WORKER'S COMP
Agency recommends 16 percent increase in workers’ comp rates
Monday, September 1, 2008
CALIFORNIA – The agency responsible for recommending changes in workers’ comp rates submitted its third and largest attempt to raise premiums since 2003, asking the commissioner to approve a 16 percent increase.“We’ve known this was coming for some time. If you look at the history of workers’ comp it always goes this way. It goes up. It goes down. The thing is, you just don’t know when it will happen,” said Ed Kempkey, president of Kempkey Insurance Services in Napa.
“Even if it’s not approved, clearly the bureau is giving signs there is a change on the way.”
Twice in the past year the Workers’ Compensation Insurance Rating Bureau advised Insurance Commissioner Steve Poizner to approve a pure premium rate hike, but in both cases they were denied.
Mr. Poizner instead recommended no change to rates after a suggested 4.2 percent increase last October, which was later increased to 5.2 percent. Carriers also ignored the bureau’s filing, submitting for decreases even before the commissioner’s announcement.
“I am pleased that stability in the workers’ compensation insurance marketplace has eliminated the immediate need for a pure premium rate change,” Commissioner Poizner said in May of his decision not to recommend any change.

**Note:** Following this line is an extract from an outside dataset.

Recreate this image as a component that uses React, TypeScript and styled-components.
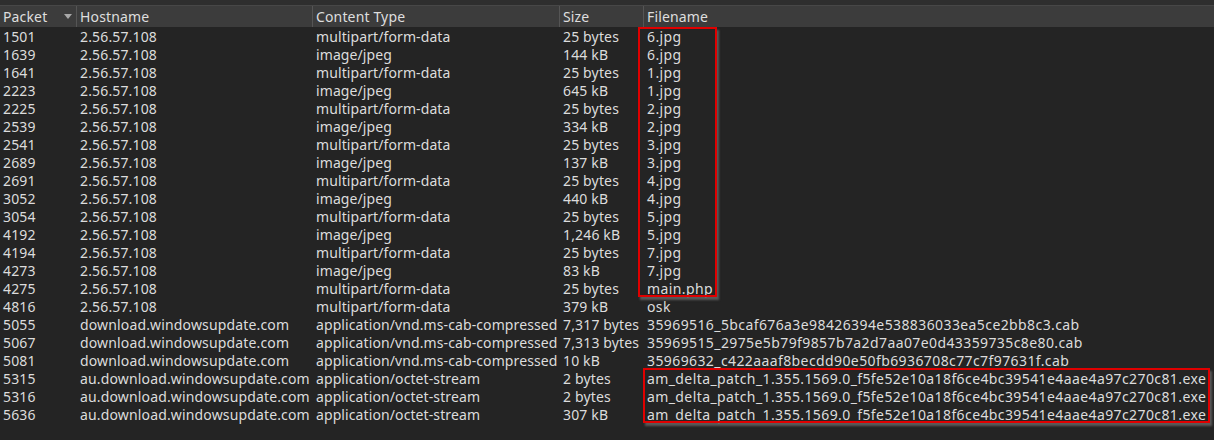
import React from "react";
import styled, { createGlobalStyle } from "styled-components";

const Global = createGlobalStyle`
  html, body { margin: 0; padding: 0; background: #242424; }
  body { font-family: "Noto Sans", "DejaVu Sans", sans-serif; }
`;

type Row = [string, string, string, string, string];

const rows: Row[] = [
  ["1501", "2.56.57.108", "multipart/form-data", "25 bytes", "6.jpg"],
  ["1639", "2.56.57.108", "image/jpeg", "144 kB", "6.jpg"],
  ["1641", "2.56.57.108", "multipart/form-data", "25 bytes", "1.jpg"],
  ["2223", "2.56.57.108", "image/jpeg", "645 kB", "1.jpg"],
  ["2225", "2.56.57.108", "multipart/form-data", "25 bytes", "2.jpg"],
  ["2539", "2.56.57.108", "image/jpeg", "334 kB", "2.jpg"],
  ["2541", "2.56.57.108", "multipart/form-data", "25 bytes", "3.jpg"],
  ["2689", "2.56.57.108", "image/jpeg", "137 kB", "3.jpg"],
  ["2691", "2.56.57.108", "multipart/form-data", "25 bytes", "4.jpg"],
  ["3052", "2.56.57.108", "image/jpeg", "440 kB", "4.jpg"],
  ["3054", "2.56.57.108", "multipart/form-data", "25 bytes", "5.jpg"],
  ["4192", "2.56.57.108", "image/jpeg", "1,246 kB", "5.jpg"],
  ["4194", "2.56.57.108", "multipart/form-data", "25 bytes", "7.jpg"],
  ["4273", "2.56.57.108", "image/jpeg", "83 kB", "7.jpg"],
  ["4275", "2.56.57.108", "multipart/form-data", "25 bytes", "main.php"],
  ["4816", "2.56.57.108", "multipart/form-data", "379 kB", "osk"],
  ["5055", "download.windowsupdate.com", "application/vnd.ms-cab-compressed", "7,317 bytes", "35969516_5bcaf676a3e98426394e538836033ea5ce2bb8c3.cab"],
  ["5067", "download.windowsupdate.com", "application/vnd.ms-cab-compressed", "7,313 bytes", "35969515_2975e5b79f9857b7a2d7aa07e0d43359735c8e80.cab"],
  ["5081", "download.windowsupdate.com", "application/vnd.ms-cab-compressed", "10 kB", "35969632_c422aaaf8becdd90e50fb6936708c77c7f97631f.cab"],
  ["5315", "au.download.windowsupdate.com", "application/octet-stream", "2 bytes", "am_delta_patch_1.355.1569.0_f5fe52e10a18f6ce4bc39541e4aae4a97c270c81.exe"],
  ["5316", "au.download.windowsupdate.com", "application/octet-stream", "2 bytes", "am_delta_patch_1.355.1569.0_f5fe52e10a18f6ce4bc39541e4aae4a97c270c81.exe"],
  ["5636", "au.download.windowsupdate.com", "application/octet-stream", "307 kB", "am_delta_patch_1.355.1569.0_f5fe52e10a18f6ce4bc39541e4aae4a97c270c81.exe"],
];

const COLS = "77px 236px 247px 84px 1fr";
const ROW_H = 18;

const Page = styled.div`
  width: 1214px;
  height: 440px;
  background: #242424;
  overflow: hidden;
  display: flex;
  flex-direction: column;
`;

const TopStrip = styled.div`
  height: 5px;
  background: #2e2e2e;
  border-bottom: 1px solid #474747;
`;

const Header = styled.div`
  display: grid;
  grid-template-columns: ${COLS};
  height: 21px;
  background: #3c3c3c;
`;

const HeaderCell = styled.div<{ $last?: boolean }>`
  position: relative;
  display: flex;
  align-items: center;
  padding-left: 3px;
  color: #dedede;
  font-size: 14px;
  letter-spacing: 0.15px;
  border-right: ${(p) => (p.$last ? "none" : "1px solid #555555")};
`;

const SortArrow = styled.span`
  position: absolute;
  right: 4px;
  top: 8px;
  width: 0;
  height: 0;
  border-left: 4px solid transparent;
  border-right: 4px solid transparent;
  border-top: 5px solid #a8a8a8;
`;

const Body = styled.div`
  position: relative;
  padding-top: 1px;
`;

const RowLine = styled.div`
  display: grid;
  grid-template-columns: ${COLS};
  height: ${ROW_H}px;
  align-items: center;
`;

const Cell = styled.div<{ $spacing: number }>`
  padding-left: 3px;
  color: #dcdcdc;
  font-size: 14px;
  letter-spacing: ${(p) => p.$spacing}px;
  line-height: ${ROW_H}px;
  white-space: nowrap;
  overflow: visible;
`;

const Highlight = styled.div`
  position: absolute;
  border: 2px solid #e00000;
  box-shadow: 2px 3px 2px rgba(95, 95, 95, 0.9);
  pointer-events: none;
`;

const SPACING = [0.15, 0.15, 0.1, 0.15, 0.4];

export default function App() {
  return (
    <Page>
      <Global />
      <TopStrip />
      <Header>
        <HeaderCell>
          Packet
          <SortArrow />
        </HeaderCell>
        <HeaderCell>Hostname</HeaderCell>
        <HeaderCell>Content Type</HeaderCell>
        <HeaderCell>Size</HeaderCell>
        <HeaderCell $last>Filename</HeaderCell>
      </Header>
      <Body>
        {rows.map((r, i) => (
          <RowLine key={i}>
            {r.map((c, j) => (
              <Cell key={j} $spacing={SPACING[j]}>
                {c}
              </Cell>
            ))}
          </RowLine>
        ))}
        <Highlight style={{ left: 638, top: 0, width: 75, height: 266 }} />
        <Highlight style={{ left: 643, top: 341, width: 563, height: 51 }} />
      </Body>
    </Page>
  );
}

The bureau’s recent announcement would affect rates beginning Jan. 1, 2009, and a spokesperson for the Department of Insurance said the commissioner would not announce his decision until the Sept. 16 public hearing.

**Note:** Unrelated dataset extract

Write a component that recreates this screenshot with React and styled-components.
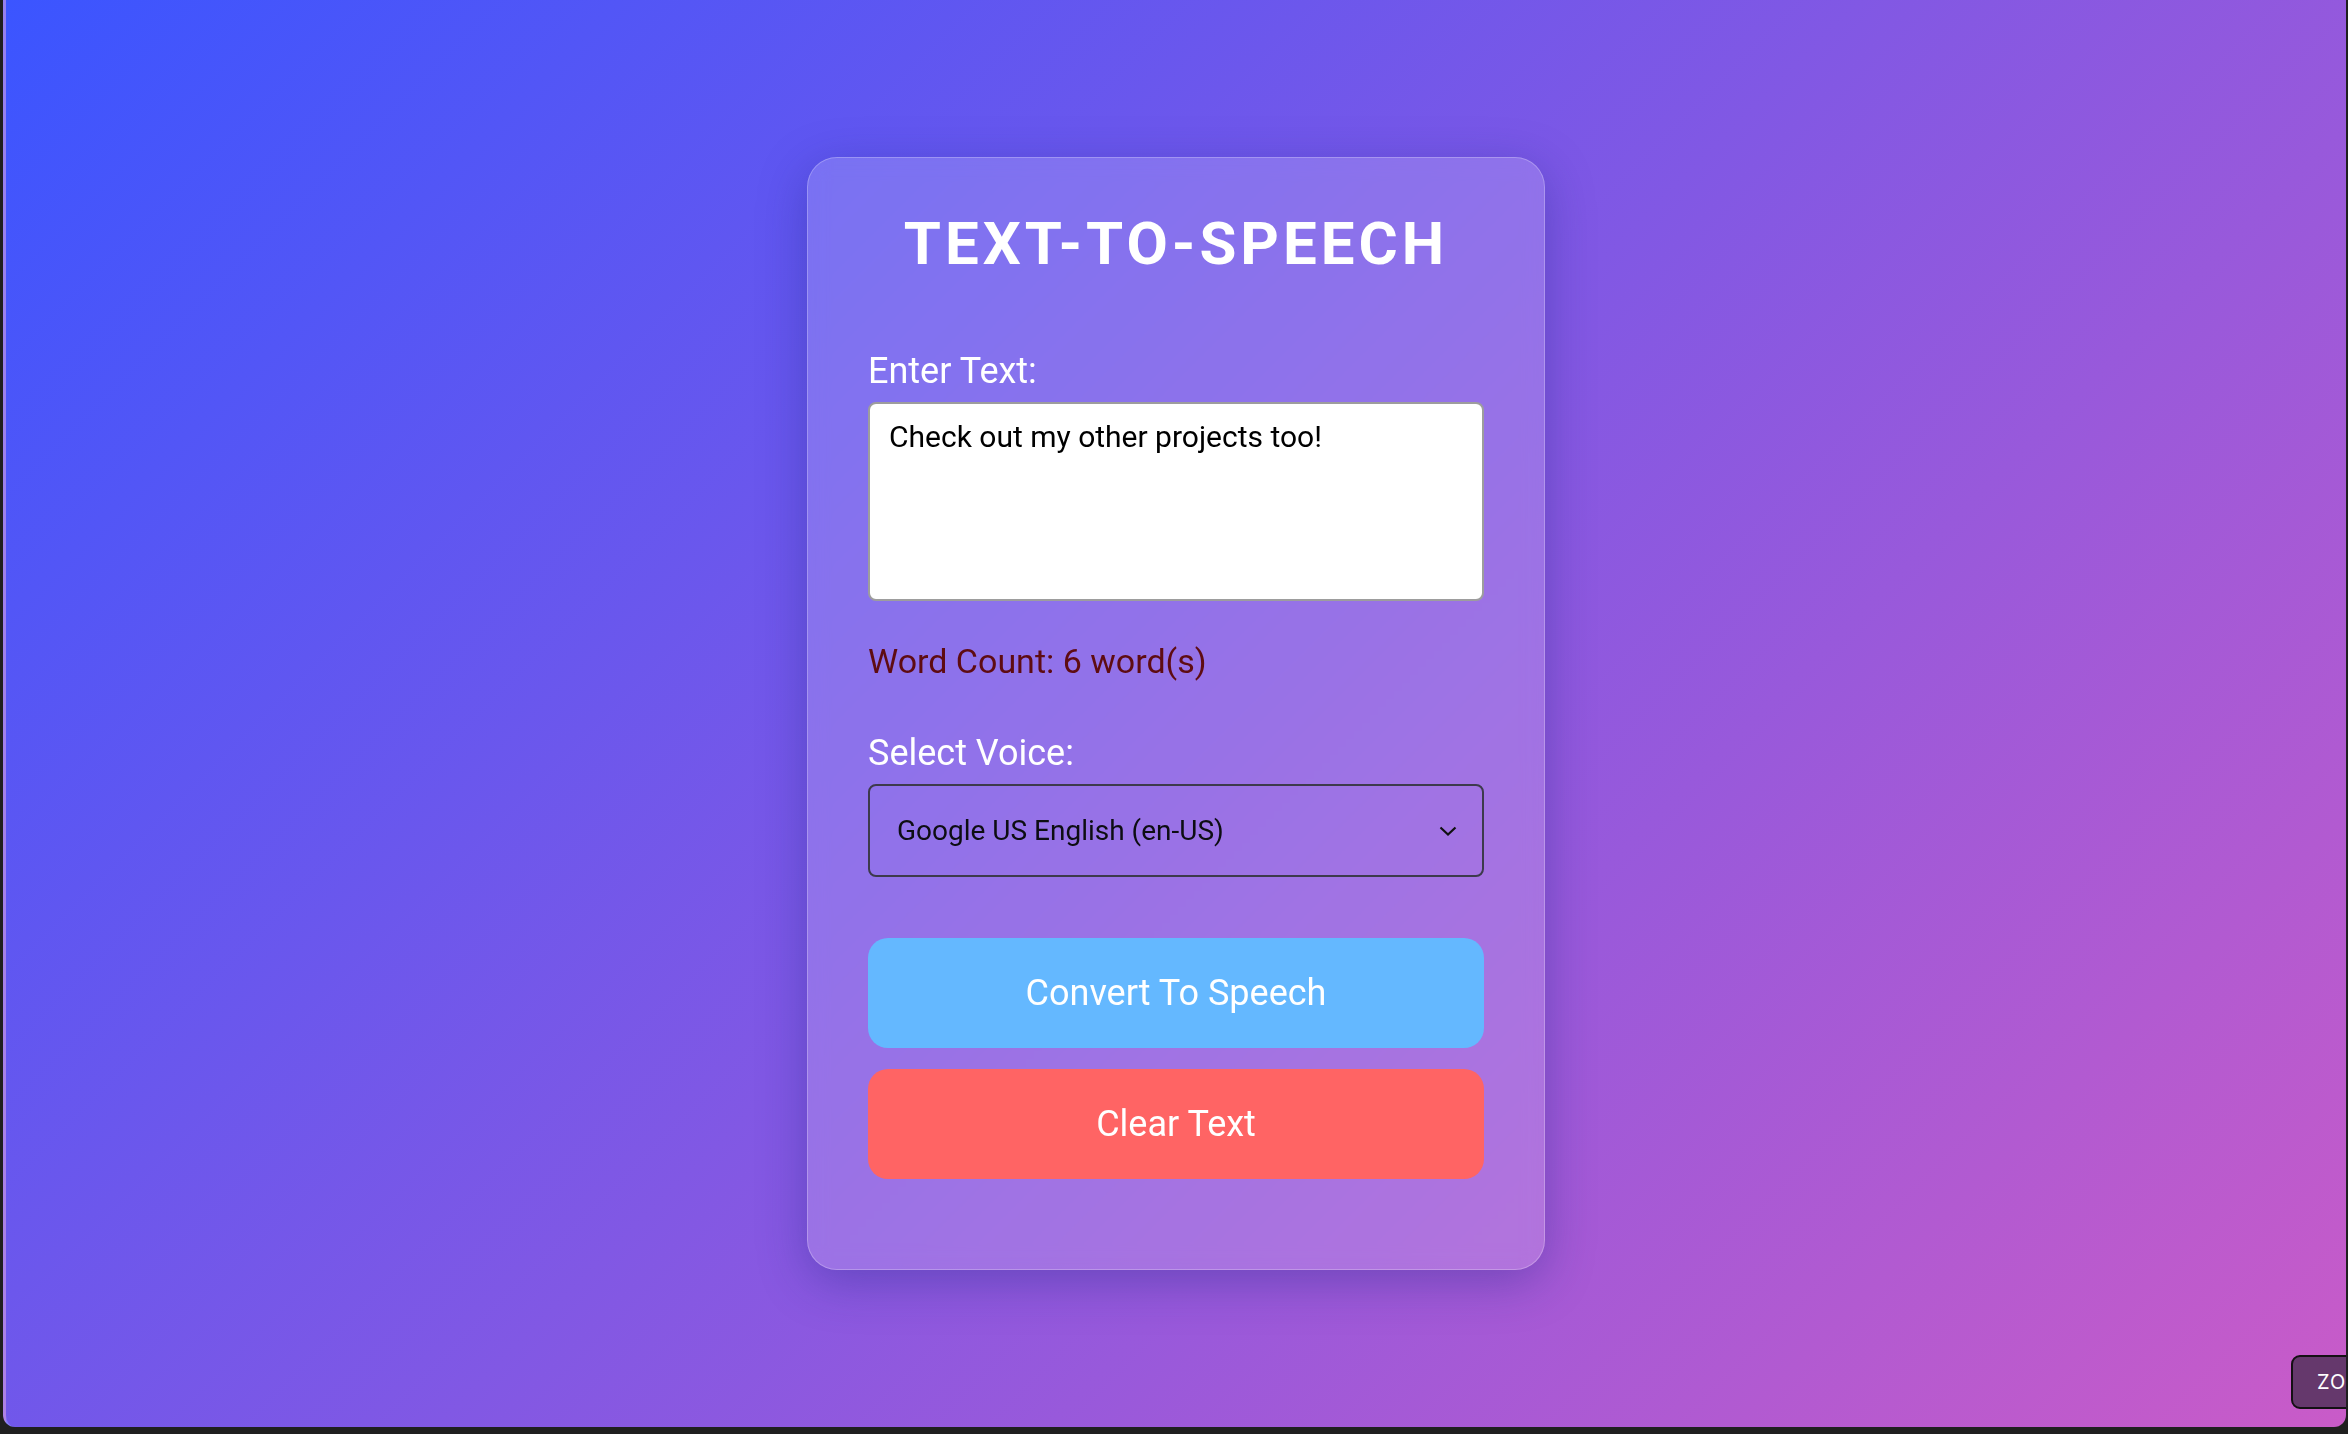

“I think some carriers will take an increase and some won’t. … The economy is not robust enough right now to accept a 16 percent increase,” said Casey Roberts, commercial sales manager for Northwest Insurance Agency Inc. of Santa Rosa.

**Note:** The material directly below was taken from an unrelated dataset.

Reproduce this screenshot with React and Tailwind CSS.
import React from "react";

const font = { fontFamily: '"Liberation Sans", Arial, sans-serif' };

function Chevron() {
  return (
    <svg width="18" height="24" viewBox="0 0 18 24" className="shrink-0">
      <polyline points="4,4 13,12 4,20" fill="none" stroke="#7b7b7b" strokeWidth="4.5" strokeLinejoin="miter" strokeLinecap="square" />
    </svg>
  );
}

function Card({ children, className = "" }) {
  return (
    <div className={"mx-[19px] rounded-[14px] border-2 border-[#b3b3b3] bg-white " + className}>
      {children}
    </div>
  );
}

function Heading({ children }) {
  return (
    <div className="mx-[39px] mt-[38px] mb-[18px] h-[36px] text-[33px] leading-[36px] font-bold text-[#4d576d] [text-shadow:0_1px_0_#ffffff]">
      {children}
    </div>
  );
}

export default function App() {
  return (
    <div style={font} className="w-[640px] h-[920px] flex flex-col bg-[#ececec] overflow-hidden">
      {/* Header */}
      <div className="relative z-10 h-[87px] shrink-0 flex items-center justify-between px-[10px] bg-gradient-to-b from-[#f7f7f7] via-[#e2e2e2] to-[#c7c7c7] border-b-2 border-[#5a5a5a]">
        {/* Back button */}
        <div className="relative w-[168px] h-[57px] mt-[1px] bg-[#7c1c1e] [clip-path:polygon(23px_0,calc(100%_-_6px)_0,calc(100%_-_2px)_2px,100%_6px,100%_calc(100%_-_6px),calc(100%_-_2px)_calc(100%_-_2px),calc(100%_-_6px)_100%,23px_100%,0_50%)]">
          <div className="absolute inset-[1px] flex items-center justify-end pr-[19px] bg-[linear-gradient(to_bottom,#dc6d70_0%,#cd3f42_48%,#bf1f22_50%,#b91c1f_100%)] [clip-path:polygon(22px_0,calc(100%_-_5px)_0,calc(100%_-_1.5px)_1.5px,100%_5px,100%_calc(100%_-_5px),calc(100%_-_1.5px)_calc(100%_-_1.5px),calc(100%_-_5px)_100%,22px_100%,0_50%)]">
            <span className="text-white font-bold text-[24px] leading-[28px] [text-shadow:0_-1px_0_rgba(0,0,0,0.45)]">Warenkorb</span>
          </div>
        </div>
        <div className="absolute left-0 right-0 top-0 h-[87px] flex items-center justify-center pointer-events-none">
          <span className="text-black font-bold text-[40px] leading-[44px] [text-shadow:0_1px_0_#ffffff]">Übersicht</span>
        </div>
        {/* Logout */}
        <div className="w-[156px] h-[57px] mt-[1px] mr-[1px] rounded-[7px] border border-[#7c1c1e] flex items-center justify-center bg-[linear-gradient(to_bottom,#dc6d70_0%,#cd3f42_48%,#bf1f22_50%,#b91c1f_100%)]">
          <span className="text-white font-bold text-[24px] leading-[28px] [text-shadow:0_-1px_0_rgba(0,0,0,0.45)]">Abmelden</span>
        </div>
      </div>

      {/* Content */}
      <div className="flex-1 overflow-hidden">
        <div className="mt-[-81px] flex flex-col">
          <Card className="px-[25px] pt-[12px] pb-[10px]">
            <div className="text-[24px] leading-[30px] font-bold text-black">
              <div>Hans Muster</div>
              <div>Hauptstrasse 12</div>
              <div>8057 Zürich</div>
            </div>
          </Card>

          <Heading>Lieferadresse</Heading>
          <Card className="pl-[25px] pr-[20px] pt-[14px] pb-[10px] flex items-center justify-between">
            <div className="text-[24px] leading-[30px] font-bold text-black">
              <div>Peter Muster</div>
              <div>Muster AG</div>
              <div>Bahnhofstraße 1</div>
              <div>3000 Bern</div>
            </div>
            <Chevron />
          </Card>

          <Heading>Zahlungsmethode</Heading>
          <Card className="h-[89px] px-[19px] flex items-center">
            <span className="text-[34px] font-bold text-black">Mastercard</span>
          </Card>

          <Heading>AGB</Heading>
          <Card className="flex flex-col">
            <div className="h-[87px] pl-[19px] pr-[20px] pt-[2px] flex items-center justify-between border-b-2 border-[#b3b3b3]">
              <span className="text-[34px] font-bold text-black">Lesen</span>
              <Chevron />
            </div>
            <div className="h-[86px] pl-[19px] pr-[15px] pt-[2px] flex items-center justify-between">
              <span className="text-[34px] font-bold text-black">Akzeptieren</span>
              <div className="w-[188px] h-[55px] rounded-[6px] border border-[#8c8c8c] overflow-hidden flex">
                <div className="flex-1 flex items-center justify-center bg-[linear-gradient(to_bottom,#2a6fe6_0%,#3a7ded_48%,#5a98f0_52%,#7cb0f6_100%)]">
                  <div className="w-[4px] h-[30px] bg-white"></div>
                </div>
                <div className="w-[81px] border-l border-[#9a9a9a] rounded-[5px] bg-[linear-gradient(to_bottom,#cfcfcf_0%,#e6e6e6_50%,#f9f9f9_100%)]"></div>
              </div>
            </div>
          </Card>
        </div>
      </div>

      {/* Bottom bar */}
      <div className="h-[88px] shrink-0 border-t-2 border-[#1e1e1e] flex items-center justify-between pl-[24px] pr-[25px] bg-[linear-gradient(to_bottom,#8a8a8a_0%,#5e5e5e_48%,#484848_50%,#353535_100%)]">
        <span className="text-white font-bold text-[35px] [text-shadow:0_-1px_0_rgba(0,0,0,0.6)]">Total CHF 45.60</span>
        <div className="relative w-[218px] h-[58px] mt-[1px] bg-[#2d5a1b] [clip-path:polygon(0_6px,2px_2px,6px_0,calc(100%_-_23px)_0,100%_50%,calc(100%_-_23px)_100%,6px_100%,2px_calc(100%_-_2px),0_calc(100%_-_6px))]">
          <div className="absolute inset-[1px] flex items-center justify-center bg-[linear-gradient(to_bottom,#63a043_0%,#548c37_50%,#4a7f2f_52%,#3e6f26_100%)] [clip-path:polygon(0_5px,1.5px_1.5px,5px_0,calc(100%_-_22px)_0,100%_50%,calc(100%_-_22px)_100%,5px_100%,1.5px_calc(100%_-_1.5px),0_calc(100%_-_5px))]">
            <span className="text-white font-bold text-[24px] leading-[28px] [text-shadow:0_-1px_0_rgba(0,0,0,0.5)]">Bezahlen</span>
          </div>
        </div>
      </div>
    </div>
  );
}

“But you can only decrease rates so far before losses start to catch up with you, and if you look at health insurance premiums they are still going up.”
The bureau attributed the need for an increase mostly to the escalating cost of health care but also to an increase in loss adjustment expenses. On average, losses increased from $6.5 billion in 2006 to $6.7 billion in 2007, which was the first increase since the reforms.
Officials also expect claims to increase as a result of recent legislation that relaxed some of the reform measures passed during the workers’ comp crisis, but it is unclear when those will have a fiscal effect.
Bureau actuaries who calculate the rates according to insurer loss experiences estimate the legislation could add up to as much as $71 million more in temporary benefits payments.
The 2004 reform was the result of repeated rate increases that hit a record $6.47 per $100 of payroll in 2003, forcing more than two dozen carriers out of the market. The state passed a reform package aimed at reducing claims and incentivizing return to work in 2004, sending the premiums on a downward spiral. The most recent estimates put the rate at about $2.37 per $100 of payroll.
Changes recommended by the bureau and the insurance commissioner are advisory and insurers are not required to follow their suggestions. The numbers are used more as a benchmark for insurers to set their rates.